In All Places of God’s Dominion – From the Daily Office – January 7, 2013

From the Psalter:

The Lord has set his throne in heaven,
and his kingship has dominion over all.
Bless the Lord, you angels of his,
you mighty ones who do his bidding,
and hearken to the voice of his word.
Bless the Lord, all you his hosts,
you ministers of his who do his will.
Bless the Lord, all you works of his,
in all places of his dominion;
bless the Lord, O my soul.

(From the Daily Office Lectionary – Psalm 103:19-22 (BCP 1979 version) – January 7, 2013.)
 
Map of Religious Adherents as a Percentage of All ResidentsLast week the senior seminarians of the Episcopal Church, those who will graduate in the spring and shortly thereafter be ordained to the transitional diaconate, sat for the General Ordination Examination. This mutli-day test is something like a Bar exam for the clergy of our denomination. Each day, after the testing was concluded, one or more bloggers were posting and commenting up on the questions.

A test question in the area of cross-cultural ministry asked about the theological, pastoral, and practical issues a parish minister might face when asked to permit the use of his or her church facility by a yoga group, a Muslim congregation, or a group of Zen Buddhists. In a Facebook discussion, I suggested that it was an unrealistic question, that it might be of interest as a hypothetical to academics, and might possibly describe a situation a priest in a cosmopolitan urban parish might face, but that it was not going to be a problem for the great majority of our clergy who will minister in smaller cities, small towns, and exurban and rural areas, places where there are few Muslims or Zen Buddhists. As the discussion went on, I realized (once again) that there is a great divide in the Episcopal Church between our leadership, drawn mainly from and headquartered in the coastal urban centers and our academic seminaries, and those of us on the ground and “in the trenches” in the small parishes of the midwest, the plains, the Rockies, the deserts, and the rural South. I later posted this comment as my Facebook status: “The academic and urban elites that run the Episcopal Church should stop flying over the middle of the country. They should drive through it and spend time in the small communities in the midwest and the great plains.”

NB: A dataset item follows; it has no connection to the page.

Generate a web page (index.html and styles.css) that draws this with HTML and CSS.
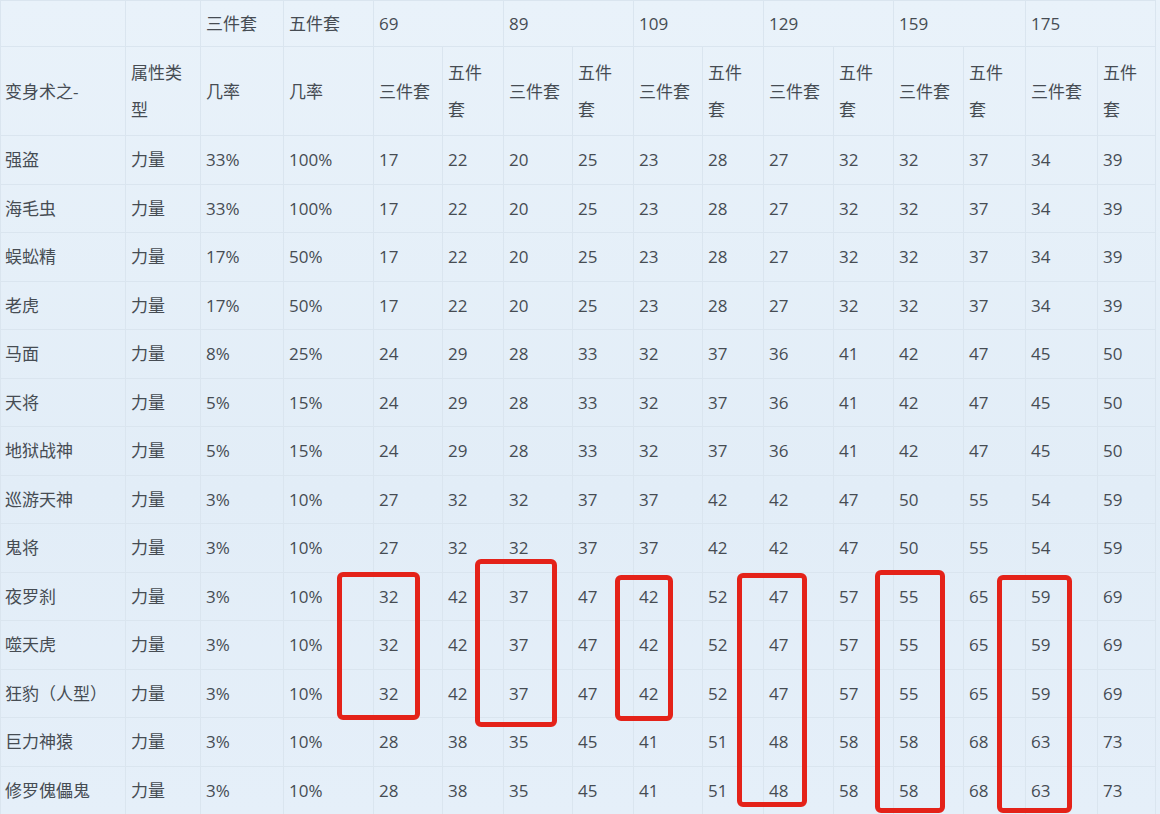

Since doing so, I’ve received plenty of affirmative responses from colleagues ministering in Wisconsin, Nebraska, elsewere in Ohio, Kansas, and other midwestern, southern, and southwestern communities. From colleagues in large urban areas on both coasts, however, I’ve received sarcastic comments about midwesterners being persecuted by New Yorkers and apparently earnest comments describing midwesterners as “ignorant” and isolated but not responsible for “the way they are.” Point illustrated, perhaps?

I bring this up again here today because the psalm reminded me of the discussion: “Bless the Lord, all you works of his, in all places of his dominion.” In all places of his dominion . . . . It truly does seem to me sometimes that leadership of the mainstream denominations, my own Episcopal Church among them, get focused on the urban centers and bound up in the problems that urban life presents. It often seems to me that leaders focus on the ministries of large parishes and tailor church programs to their needs. But, important as those centers and those parishes are, they are not the only places of God’s dominion, nor are they the norm.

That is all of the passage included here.